Left: A Hapsburg headpiece. Right: Austrian cream satin wedding dress for the Hapsburg show.


Research for “The Fashions of the Hapsburg Empire” in 1979-80 began three years earlier in 1976. “It was ,” said Bramson, “a great editing process, a sifting.” Bramson had the greatest respect for Diana’s creativity. “The ideas poured out of her,” she remembered.
“The Fashions of the Hapsburg Era: Austria-Hungary” opened to the public on December 11, 1979. It presented the mix of Western and oriental fashion influences on Austria and Hungary. The exhibit was elegant and opulent, and included military regalia of the time as well as extremely feminine women’s attire.

The Manchu Dragon
Exhibition Catalog
The Manchu Dragon (1980): In 1986 this line of criticism reached a fresh pitch in a book by Febora Silverman called "Selling Culture: Bloomingdale’s, Diana Vreeland and the New Aristocracy of Taste in a Reagan’s America". In her book Silverman made the arresting assertion that Diana’s exhibitions from "The Manchu Dragon" onward consciously and deliberately propagated the values of the Regan era. In Silverman’s view, Diana’s show reflected the Reaganite love of conspicuous consumption, rejection of so-called dependency culture, and a devil-take-the-hindmost attitude...In New York, argued Silverman, politics, commerce, and culture had converged on the Metropolitan Museum so that it was dominated by a clique of designer tycoons, retail millionaires, and grandees. The museum had allowed itself to be colonized by their values for its own ends and had become grossly commercial. Silverman objected to the manner in which Bloomingdale’s was allowed to cash in on The Manchu Dragon by producing replicas of Chinese art…
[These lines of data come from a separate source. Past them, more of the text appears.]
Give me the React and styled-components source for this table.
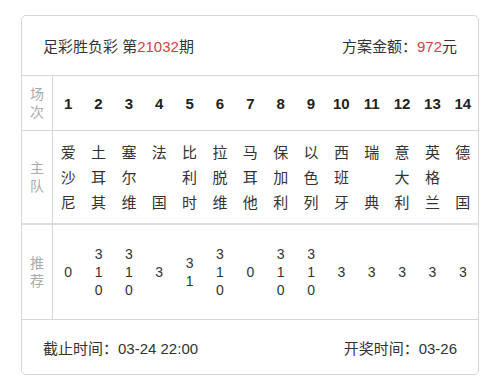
import styled, { createGlobalStyle } from "styled-components";

const GlobalStyle = createGlobalStyle`
  body {
    margin: 0;
    background: #fff;
    font-family: "Liberation Sans", "Noto Sans CJK SC", sans-serif;
    color: #333;
  }
`;

const Card = styled.div`
  margin: 15px 0 0 21px;
  width: 456px;
  border: 1px solid #d5d7db;
  border-radius: 5px;
`;

const Bar = styled.div`
  height: ${(p) => p.h}px;
  display: flex;
  justify-content: space-between;
  align-items: center;
  padding: 0 21px;
  font-size: 15px;
  color: #333;
  border-top: ${(p) => (p.top ? "1px solid #d5d7db" : "none")};
`;

const Red = styled.span`
  color: #d2433b;
`;

const Row = styled.div`
  display: grid;
  grid-template-columns: 31px repeat(14, 1fr);
  height: ${(p) => p.h}px;
  border-top: ${(p) => p.border || "1px solid #d5d7db"};
`;

const Label = styled.div`
  border-right: 1px solid #d5d7db;
  display: flex;
  flex-direction: column;
  align-items: center;
  justify-content: center;
  font-size: 14px;
  line-height: 18px;
  color: #aaa;
`;

const Cell = styled.div`
  display: flex;
  align-items: center;
  justify-content: center;
`;

const Num = styled.span`
  font-size: 15px;
  font-weight: bold;
  color: #222;
`;

const Team = styled.div`
  height: 75px;
  display: flex;
  flex-direction: column;
  justify-content: space-between;
  align-items: center;
  font-size: 15px;
  line-height: 25px;
  color: #333;
`;

const Pick = styled.div`
  display: flex;
  flex-direction: column;
  align-items: center;
  font-size: 14px;
  line-height: 18px;
  color: #333;
`;

const teams = ["爱沙尼", "土耳其", "塞尔维", "法国", "比利时", "拉脱维", "马耳他", "保加利", "以色列", "西班牙", "瑞典", "意大利", "英格兰", "德国"];
const picks = ["0", "310", "310", "3", "31", "310", "0", "310", "310", "3", "3", "3", "3", "3"];

export default function App() {
  return (
    <>
      <GlobalStyle />
      <Card>
        <Bar h={59}>
          <span>
            足彩胜负彩 第<Red>21032</Red>期
          </span>
          <span>
            方案金额：<Red>972</Red>元
          </span>
        </Bar>
        <Row h={54}>
          <Label>
            <span>场</span>
            <span>次</span>
          </Label>
          {teams.map((_, i) => (
            <Cell key={i}>
              <Num>{i + 1}</Num>
            </Cell>
          ))}
        </Row>
        <Row h={92}>
          <Label>
            <span>主</span>
            <span>队</span>
          </Label>
          {teams.map((t, i) => (
            <Cell key={i}>
              <Team>
                {t.split("").map((c, j) => (
                  <span key={j}>{c}</span>
                ))}
              </Team>
            </Cell>
          ))}
        </Row>
        <Row h={94} border="2px solid #dcdee1">
          <Label>
            <span>推</span>
            <span>荐</span>
          </Label>
          {picks.map((p, i) => (
            <Cell key={i}>
              <Pick>
                {p.split("").map((c, j) => (
                  <span key={j}>{c}</span>
                ))}
              </Pick>
            </Cell>
          ))}
        </Row>
        <Bar h={54} top>
          <span>截止时间：03-24 22:00</span>
          <span>开奖时间：03-26</span>
        </Bar>
      </Card>
    </>
  );
}
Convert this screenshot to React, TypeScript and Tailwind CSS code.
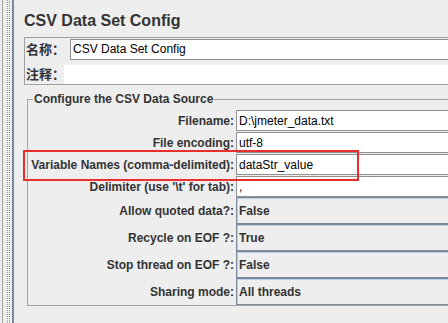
import React from 'react';

const textRows = [
    { label: 'Filename:', value: 'D:\\jmeter_data.txt', h: 'h-[22px]' },
    { label: 'File encoding:', value: 'utf-8', h: 'h-[22px]' },
    { label: 'Variable Names (comma-delimited):', value: 'dataStr_value', h: 'h-[22px]' },
    { label: "Delimiter (use '\\t' for tab):", value: ',', h: 'h-[21px]' },
];

const comboRows = [
    { label: 'Allow quoted data?:', value: 'False' },
    { label: 'Recycle on EOF ?:', value: 'True' },
    { label: 'Stop thread on EOF ?:', value: 'False' },
    { label: 'Sharing mode:', value: 'All threads' },
];

function Splitter() {
    return (
        <div className="flex h-full w-[14px] shrink-0">
            <div className="w-[2px] bg-[#eeeeee]" />
            <div className="w-[1px] bg-[#a6a6a6]" />
            <div className="w-[4px] bg-[#eeeeee]" />
            <div className="w-[1px] border-l border-dotted border-[#9a9a9a]" />
            <div className="w-[1px] bg-[#eeeeee]" />
            <div className="mt-[1px] w-[1px] border-l border-dotted border-[#9a9a9a]" />
            <div className="w-[2px] bg-[#eeeeee]" />
            <div className="w-[2px] bg-[#7b8b9b]" />
        </div>
    );
}

export default function App() {
    return (
        <div className="relative flex h-[323px] w-[448px] overflow-hidden bg-[#eeeeee] font-['Liberation_Sans','Noto_Sans_CJK_SC',sans-serif] text-[#333333]">
            <Splitter />
            <div className="min-w-0 flex-1 pl-[10px] pt-[12px]">
                <h1 className="h-[18px] whitespace-nowrap text-[16px] font-bold leading-[18px]">
                    CSV Data Set Config
                </h1>

                {/* name / comment panel */}
                <div className="mt-[7px] w-[600px] border-y border-l border-[#a0a0a0] pt-[1px]">
                    <div className="flex h-[21px]">
                        <div className="flex w-[45px] shrink-0 items-center whitespace-nowrap pl-[1px] text-[13px] font-bold leading-[21px]">
                            名称：
                        </div>
                        <div className="flex flex-1 items-center border border-[#8f8f8f] bg-white pl-[2px] text-[12px] leading-[19px] text-black">
                            CSV Data Set Config
                        </div>
                    </div>
                    <div className="mt-[5px] flex h-[19px]">
                        <div className="flex w-[39px] shrink-0 items-center whitespace-nowrap pl-[1px] text-[13px] font-bold leading-[19px]">
                            注释：
                        </div>
                        <div className="flex-1 bg-white" />
                    </div>
                </div>

                {/* CSV data source */}
                <div className="relative ml-[3px] mt-[14px] w-[600px] border border-[#a3a3a3] pt-[10px]">
                    <div className="absolute left-[5px] top-[-8px] whitespace-nowrap bg-[#eeeeee] px-[1px] text-[12px] font-bold leading-[14px]">
                        Configure the CSV Data Source
                    </div>
                    {textRows.map((row) => (
                        <div key={row.label} className={`flex ${row.h}`}>
                            <div className="flex w-[208px] items-center justify-end whitespace-nowrap pr-[2px] text-[12px] font-bold">
                                {row.label}
                            </div>
                            <div className="flex h-[21px] flex-1 items-center border border-[#8f8f8f] bg-white pl-[2px] text-[12px] text-black">
                                {row.value}
                            </div>
                        </div>
                    ))}
                    {comboRows.map((row) => (
                        <div key={row.label} className="flex h-[27px]">
                            <div className="flex w-[208px] items-center justify-end whitespace-nowrap pr-[2px] text-[12px] font-bold">
                                {row.label}
                            </div>
                            <div className="flex flex-1 items-center border border-[#7a8a99] pl-[2px] text-[12px] font-bold shadow-[inset_1px_1px_0_#b8cfe5]">
                                {row.value}
                            </div>
                        </div>
                    ))}
                </div>
            </div>

            {/* highlight around the variable names row */}
            <div className="absolute left-[23px] top-[150px] h-[31px] w-[336px] border-2 border-[#ea2e2e]" />
        </div>
    );
}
Deborah Silverman greatly overstated Diana’s influence. As the gossip columnist Liz Smith put it in the New York Daily News, “her vision of Diana Vreeland as a kind of evil capitalist dues ex machine presiding over some imaginary link between New York society and the White House occupants [was] absurd.” Jean Druesedow, associate curator at the Costume Institute from 1984, commented that Silverman underestimated the degree of spontaneity and improvisation. Had she consulted anyone at the Costume Institute, she would have discovered that The Manchu Dragon was semi-imported and put together at very short notice when another exhibition collapsed, one reason why its presentation and its relationship with Bloomingdale’s was not as rigorous as it might have been.

Moreover, Silverman made no attempt to look at Diana’s exhibitions in the context of the history of the Costume Institute. She thought it was suspicious that the shows influenced designers, failing to understand that this had always been part of its mandate. Had Silverman spoken to Thomas Hoving, she might have understood that he had hired Diana to deliver crowd-pleasing blockbusters, and she might have realized that many of the “vices” for which she was castigating Diana were more appropriately attributable to him. In spite of its weaknesses, however, Silverman’s book did light on some the problems with Diana’s approach to exhibiting costume. Her exhibitions were best when their themes allowed her to convey a sense of the Girl—and even the Boy—behind the clothes, and the dreams behind the designs. She was much less secure when dealing with other important issues that also affected the wearing of clothes, such as caste, military rank, religious symbolism, and the display of power, a weakness that showed in "The Manchu Dragon".